It's in the throbbing forest that the British tabloids' reports on Manaus take on a semblance of truth. Here, there really are giant insects, from palm-sized beetles with jaws mighty enough to amputate the tip of a human finger to pencil-length "stick bugs," which look like twigs come to life atop impossibly spindly legs. Sleepy-eyed sloths inch through the canopy, while snapping caimans, razor-toothed piranhas and lumpy, pink freshwater dolphins called "botos" ply the rivers.
Mosquitoes and other insects are so thick at dusk that malaria, yellow fever and leishmaniasis, which causes skin to break out in unsightly ulcers, represent a real threat in the jungle. There's also the "candiru," a narrow catfish that feeds off blood and is said to swim up any available human orifice. (Guides warn potential river swimmers not to urinate in the water.)
Indigenous peoples live in thatched-roof villages carved out of the forest, and the riverbanks are lined with floating houses, restaurants, general stores and bars that rise and fall with the seasonal floodwaters.
Water is a way of life for the "ribeirinhos," as the river dwellers are known in Portuguese.

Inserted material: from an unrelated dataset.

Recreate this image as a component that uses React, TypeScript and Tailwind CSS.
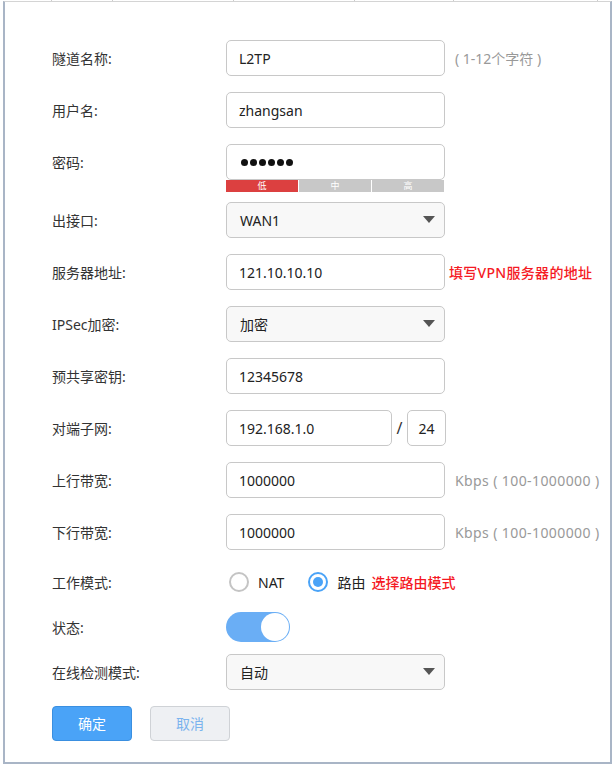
import React from "react";

const font = { fontFamily: '"Noto Sans", "Noto Sans CJK SC", sans-serif' };

function Label({ children }: { children: React.ReactNode }) {
  return <div className="w-[174px] shrink-0 text-[14px] text-[#333]">{children}</div>;
}

function Input({ value, w = "w-[219px]", cls = "" }: { value: React.ReactNode; w?: string; cls?: string }) {
  return (
    <div className={`${w} h-9 rounded-[5px] border border-[#c8c8c8] bg-white flex items-center px-[12px] text-[14px] text-[#222] ${cls}`}>
      {value}
    </div>
  );
}

function Select({ value }: { value: string }) {
  return (
    <div className="w-[219px] h-9 rounded-[5px] border border-[#c8c8c8] bg-[#f8f8f8] flex items-center justify-between pl-[13px] pr-[9px] text-[14px] text-[#222]">
      <span>{value}</span>
      <svg width="12" height="8" viewBox="0 0 12 8"><path d="M0 0 H12 L6 7 Z" fill="#555" /></svg>
    </div>
  );
}

function Row({ label, children, cls = "" }: { label: string; children: React.ReactNode; cls?: string }) {
  return (
    <div className={`flex items-center ${cls}`}>
      <Label>{label}</Label>
      <div className="flex items-center">{children}</div>
    </div>
  );
}

function Radio({ checked }: { checked: boolean }) {
  return checked ? (
    <div className="w-[20px] h-[20px] rounded-full border-2 border-[#4aa3f7] flex items-center justify-center bg-white">
      <div className="w-[10px] h-[10px] rounded-full bg-[#4aa3f7]" />
    </div>
  ) : (
    <div className="w-[20px] h-[20px] rounded-full border-2 border-[#c4c4c4] bg-white" />
  );
}

export default function App() {
  const dots = [0, 1, 2, 3, 4, 5];
  return (
    <div className="w-[615px] h-[767px] bg-white" style={font}>
      <div className="flex h-[1px] ml-[3px] w-[608px]">
        <div className="w-[49px] border-r border-[#ccc]" />
        <div className="w-[61px] border-r border-[#ccc]" />
        <div className="w-[121px] border-r border-[#ccc]" />
        <div className="w-[121px] border-r border-[#ccc]" />
        <div className="w-[99px] border-r border-[#ccc]" />
        <div className="w-[144px] border-r border-[#ccc]" />
      </div>
      <div className="ml-[3px] w-[609px] h-[763px] border-t border-t-[#d4d4d4] border-l-2 border-r-2 border-b-2 border-l-[#a9b5c6] border-r-[#a9b5c6] border-b-[#a9b5c6] pl-[47px] pt-[38px]">
        <Row label="隧道名称:">
          <Input value="L2TP" />
          <span className="ml-[10px] text-[14px] text-[#999]">( 1-12个字符 )</span>
        </Row>
        <Row label="用户名:" cls="mt-4">
          <Input value="zhangsan" />
        </Row>
        <div className="flex mt-4">
          <div className="h-9 flex items-center"><Label>密码:</Label></div>
          <div className="flex flex-col">
            <Input
              value={
                <div className="flex gap-[2px] ml-[2px]">
                  {dots.map((d) => (
                    <div key={d} className="w-[7px] h-[7px] rounded-full bg-[#111]" />
                  ))}
                </div>
              }
            />
            <div className="flex w-[218px] h-[12px] text-[9px] leading-[12px] text-white text-center">
              <div className="w-[72px] bg-[#dc4040]">低</div>
              <div className="w-[1px] bg-white" />
              <div className="w-[72px] bg-[#c8c8c8]">中</div>
              <div className="w-[1px] bg-white" />
              <div className="w-[72px] bg-[#c8c8c8]">高</div>
            </div>
          </div>
        </div>
        <Row label="出接口:" cls="mt-[10px]">
          <Select value="WAN1" />
        </Row>
        <Row label="服务器地址:" cls="mt-4">
          <Input value="121.10.10.10" />
          <span className="ml-[4px] text-[14px] font-medium tracking-[0.3px] text-[#f51a24]">填写VPN服务器的地址</span>
        </Row>
        <Row label="IPSec加密:" cls="mt-4">
          <Select value="加密" />
        </Row>
        <Row label="预共享密钥:" cls="mt-4">
          <Input value="12345678" />
        </Row>
        <Row label="对端子网:" cls="mt-4">
          <Input value="192.168.1.0" w="w-[166px]" />
          <span className="w-[15px] text-center text-[16px] text-[#333]">/</span>
          <Input value="24" w="w-[39px]" cls="justify-center !px-0" />
        </Row>
        <Row label="上行带宽:" cls="mt-4">
          <Input value="1000000" />
          <span className="ml-[10px] text-[14px] tracking-[0.4px] text-[#999]">Kbps ( 100-1000000 )</span>
        </Row>
        <Row label="下行带宽:" cls="mt-4">
          <Input value="1000000" />
          <span className="ml-[10px] text-[14px] tracking-[0.4px] text-[#999]">Kbps ( 100-1000000 )</span>
        </Row>
        <div className="flex items-center mt-4 h-8">
          <Label>工作模式:</Label>
          <div className="flex items-center text-[14px] text-[#222]">
            <div className="ml-[3px]"><Radio checked={false} /></div>
            <span className="ml-[9px]">NAT</span>
            <div className="ml-[24px]"><Radio checked={true} /></div>
            <span className="ml-[9px]">路由</span>
            <span className="ml-[6px] font-medium text-[#f51a24]">选择路由模式</span>
          </div>
        </div>
        <div className="flex items-center mt-[14px] h-[30px]">
          <Label>状态:</Label>
          <div className="w-[64px] h-[30px] rounded-full bg-[#6aaef5] flex items-center justify-end pr-[1px]">
            <div className="w-[28px] h-[28px] rounded-full bg-white" />
          </div>
        </div>
        <Row label="在线检测模式:" cls="mt-3">
          <Select value="自动" />
        </Row>
        <div className="flex mt-4 gap-[18px]">
          <button className="w-[80px] h-[35px] rounded-[4px] bg-[#4aa3f7] border border-[#3a8fe0] text-white text-[14px]">确定</button>
          <button className="w-[80px] h-[35px] rounded-[4px] bg-[#eef0f3] border border-[#cfd2d6] text-[#7ab3ee] text-[14px]">取消</button>
        </div>
      </div>
    </div>
  );
}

Kids backflip off the porches into the water to impress passengers in passing boats, while adults sip cans of beer as they lounge atop floating refrigerators and tend to fish ribs roasting on the barbecue. Some offer up the fresh water turtles they raise for meat. Everyone waves and smiles.
"When I came here, I knew literally nothing about Manaus. I knew there was a theater, I knew there was a river and I knew there was a forest," said Luis Malheiro, who heads the Manaus Philharmonic Orquestra. "I was completely ignorant. ... And I found an extremely rich culture.
"Twenty years later, here I am," he said.